▼

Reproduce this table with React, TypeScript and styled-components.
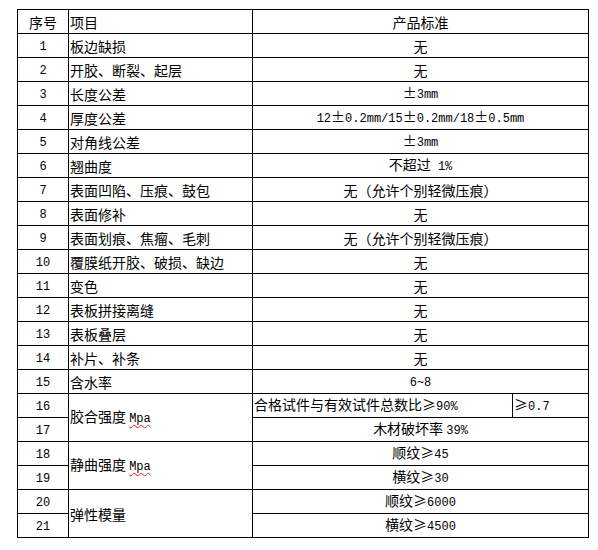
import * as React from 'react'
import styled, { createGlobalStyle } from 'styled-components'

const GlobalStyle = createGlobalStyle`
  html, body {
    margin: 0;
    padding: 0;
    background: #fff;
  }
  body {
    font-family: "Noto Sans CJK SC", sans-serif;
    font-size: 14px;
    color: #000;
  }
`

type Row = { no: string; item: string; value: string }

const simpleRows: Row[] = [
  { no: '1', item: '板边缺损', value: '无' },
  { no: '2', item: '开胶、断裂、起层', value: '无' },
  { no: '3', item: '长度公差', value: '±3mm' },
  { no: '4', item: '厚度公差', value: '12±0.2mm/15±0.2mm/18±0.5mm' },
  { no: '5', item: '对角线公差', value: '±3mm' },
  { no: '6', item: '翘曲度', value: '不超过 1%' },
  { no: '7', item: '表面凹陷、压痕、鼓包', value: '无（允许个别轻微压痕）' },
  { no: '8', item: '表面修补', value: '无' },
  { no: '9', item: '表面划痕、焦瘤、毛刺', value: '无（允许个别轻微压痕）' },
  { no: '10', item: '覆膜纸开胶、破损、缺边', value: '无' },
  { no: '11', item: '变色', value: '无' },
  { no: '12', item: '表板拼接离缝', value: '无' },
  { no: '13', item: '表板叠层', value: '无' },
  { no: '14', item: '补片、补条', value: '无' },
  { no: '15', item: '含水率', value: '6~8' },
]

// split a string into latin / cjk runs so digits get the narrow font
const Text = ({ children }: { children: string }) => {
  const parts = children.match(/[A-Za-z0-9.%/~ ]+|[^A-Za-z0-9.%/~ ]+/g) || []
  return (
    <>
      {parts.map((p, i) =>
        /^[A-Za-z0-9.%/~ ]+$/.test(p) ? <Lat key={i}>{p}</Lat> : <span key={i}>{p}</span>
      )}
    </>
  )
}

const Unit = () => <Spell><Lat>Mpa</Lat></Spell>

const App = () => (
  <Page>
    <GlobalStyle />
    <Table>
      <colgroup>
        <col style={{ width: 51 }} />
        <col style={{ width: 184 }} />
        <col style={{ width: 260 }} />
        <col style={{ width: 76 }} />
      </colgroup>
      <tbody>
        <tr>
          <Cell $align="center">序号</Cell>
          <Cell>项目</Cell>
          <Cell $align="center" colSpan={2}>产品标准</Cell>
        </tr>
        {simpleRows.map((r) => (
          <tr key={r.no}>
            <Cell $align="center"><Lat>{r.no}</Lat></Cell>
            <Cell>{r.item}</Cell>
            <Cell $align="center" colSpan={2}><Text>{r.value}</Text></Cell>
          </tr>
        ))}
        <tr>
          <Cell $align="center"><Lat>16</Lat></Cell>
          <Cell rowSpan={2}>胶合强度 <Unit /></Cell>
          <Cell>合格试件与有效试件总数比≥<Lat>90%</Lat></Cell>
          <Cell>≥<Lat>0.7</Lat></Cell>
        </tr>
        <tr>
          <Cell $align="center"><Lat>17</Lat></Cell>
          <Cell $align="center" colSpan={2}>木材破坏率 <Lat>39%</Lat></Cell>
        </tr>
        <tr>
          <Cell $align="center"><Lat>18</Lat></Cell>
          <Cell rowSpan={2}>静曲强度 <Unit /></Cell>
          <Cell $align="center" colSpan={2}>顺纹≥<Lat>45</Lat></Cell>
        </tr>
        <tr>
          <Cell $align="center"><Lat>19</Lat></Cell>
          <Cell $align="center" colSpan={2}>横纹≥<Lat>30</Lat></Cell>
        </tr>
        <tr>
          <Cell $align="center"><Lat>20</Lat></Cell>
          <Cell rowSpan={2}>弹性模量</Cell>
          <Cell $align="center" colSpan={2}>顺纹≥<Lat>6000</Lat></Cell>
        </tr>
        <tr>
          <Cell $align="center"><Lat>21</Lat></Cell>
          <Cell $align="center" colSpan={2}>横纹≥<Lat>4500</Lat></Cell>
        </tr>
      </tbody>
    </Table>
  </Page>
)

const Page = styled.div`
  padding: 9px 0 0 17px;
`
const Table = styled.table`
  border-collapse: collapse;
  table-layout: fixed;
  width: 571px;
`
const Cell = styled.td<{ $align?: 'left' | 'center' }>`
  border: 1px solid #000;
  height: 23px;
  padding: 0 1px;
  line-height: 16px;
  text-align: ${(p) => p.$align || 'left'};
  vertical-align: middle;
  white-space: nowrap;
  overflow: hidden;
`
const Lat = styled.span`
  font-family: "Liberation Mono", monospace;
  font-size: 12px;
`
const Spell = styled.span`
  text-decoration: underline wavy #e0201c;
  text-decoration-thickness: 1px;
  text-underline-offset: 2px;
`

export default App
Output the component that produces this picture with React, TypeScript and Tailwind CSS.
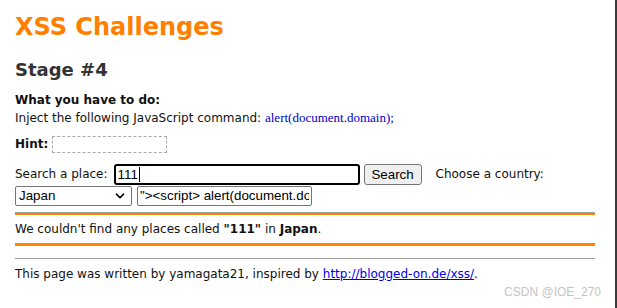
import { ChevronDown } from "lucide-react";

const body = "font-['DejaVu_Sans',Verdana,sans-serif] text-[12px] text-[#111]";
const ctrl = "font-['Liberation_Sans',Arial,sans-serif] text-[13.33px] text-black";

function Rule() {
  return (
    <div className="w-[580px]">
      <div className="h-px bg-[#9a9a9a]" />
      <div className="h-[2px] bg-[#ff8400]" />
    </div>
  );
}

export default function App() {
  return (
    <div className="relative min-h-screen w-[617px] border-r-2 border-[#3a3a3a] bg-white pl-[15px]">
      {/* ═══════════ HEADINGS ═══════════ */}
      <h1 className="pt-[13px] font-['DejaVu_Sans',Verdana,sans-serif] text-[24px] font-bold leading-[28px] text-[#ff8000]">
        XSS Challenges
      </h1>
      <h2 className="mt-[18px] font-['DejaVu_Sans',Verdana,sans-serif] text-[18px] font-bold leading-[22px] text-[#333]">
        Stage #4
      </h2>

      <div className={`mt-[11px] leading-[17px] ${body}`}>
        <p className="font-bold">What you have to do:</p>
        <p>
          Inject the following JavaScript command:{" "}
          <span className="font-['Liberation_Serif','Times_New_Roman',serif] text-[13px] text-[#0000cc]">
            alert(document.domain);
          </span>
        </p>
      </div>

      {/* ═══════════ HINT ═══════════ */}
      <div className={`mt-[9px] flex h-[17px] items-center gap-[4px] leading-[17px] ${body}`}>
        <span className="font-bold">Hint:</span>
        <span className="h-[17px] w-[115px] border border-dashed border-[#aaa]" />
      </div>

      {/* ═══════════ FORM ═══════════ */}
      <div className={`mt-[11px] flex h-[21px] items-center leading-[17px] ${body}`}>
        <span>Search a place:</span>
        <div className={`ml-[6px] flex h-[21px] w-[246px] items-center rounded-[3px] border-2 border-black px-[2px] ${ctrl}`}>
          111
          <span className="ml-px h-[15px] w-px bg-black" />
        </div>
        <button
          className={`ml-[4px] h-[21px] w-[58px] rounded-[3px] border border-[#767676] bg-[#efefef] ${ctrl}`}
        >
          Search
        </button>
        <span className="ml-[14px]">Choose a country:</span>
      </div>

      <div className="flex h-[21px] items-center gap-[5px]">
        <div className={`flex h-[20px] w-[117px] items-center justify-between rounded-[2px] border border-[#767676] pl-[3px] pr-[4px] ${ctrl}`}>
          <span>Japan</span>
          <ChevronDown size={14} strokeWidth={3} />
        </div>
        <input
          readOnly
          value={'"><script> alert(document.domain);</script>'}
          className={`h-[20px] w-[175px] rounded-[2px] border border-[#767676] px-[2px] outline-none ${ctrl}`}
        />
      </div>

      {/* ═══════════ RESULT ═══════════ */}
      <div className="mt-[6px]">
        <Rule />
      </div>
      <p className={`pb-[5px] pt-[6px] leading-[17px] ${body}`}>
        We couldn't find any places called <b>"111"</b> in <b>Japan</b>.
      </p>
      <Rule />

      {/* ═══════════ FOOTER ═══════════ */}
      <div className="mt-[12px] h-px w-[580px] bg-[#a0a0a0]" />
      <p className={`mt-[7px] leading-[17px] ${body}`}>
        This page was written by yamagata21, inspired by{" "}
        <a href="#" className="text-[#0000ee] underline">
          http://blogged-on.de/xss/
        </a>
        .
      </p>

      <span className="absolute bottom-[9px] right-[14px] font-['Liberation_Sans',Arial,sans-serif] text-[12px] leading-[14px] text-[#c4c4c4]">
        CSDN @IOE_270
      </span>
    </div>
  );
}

▲

• [Aim] Copy exactly the lines from the first line of the records above through the line with "string; item: string;", both included, and nothing else. Pictures stay out.

• [Complete response]
Reproduce this table with React, TypeScript and styled-components.
import * as React from 'react'
import styled, { createGlobalStyle } from 'styled-components'

const GlobalStyle = createGlobalStyle`
  html, body {
    margin: 0;
    padding: 0;
    background: #fff;
  }
  body {
    font-family: "Noto Sans CJK SC", sans-serif;
    font-size: 14px;
    color: #000;
  }
`

type Row = { no: string; item: string; value: string }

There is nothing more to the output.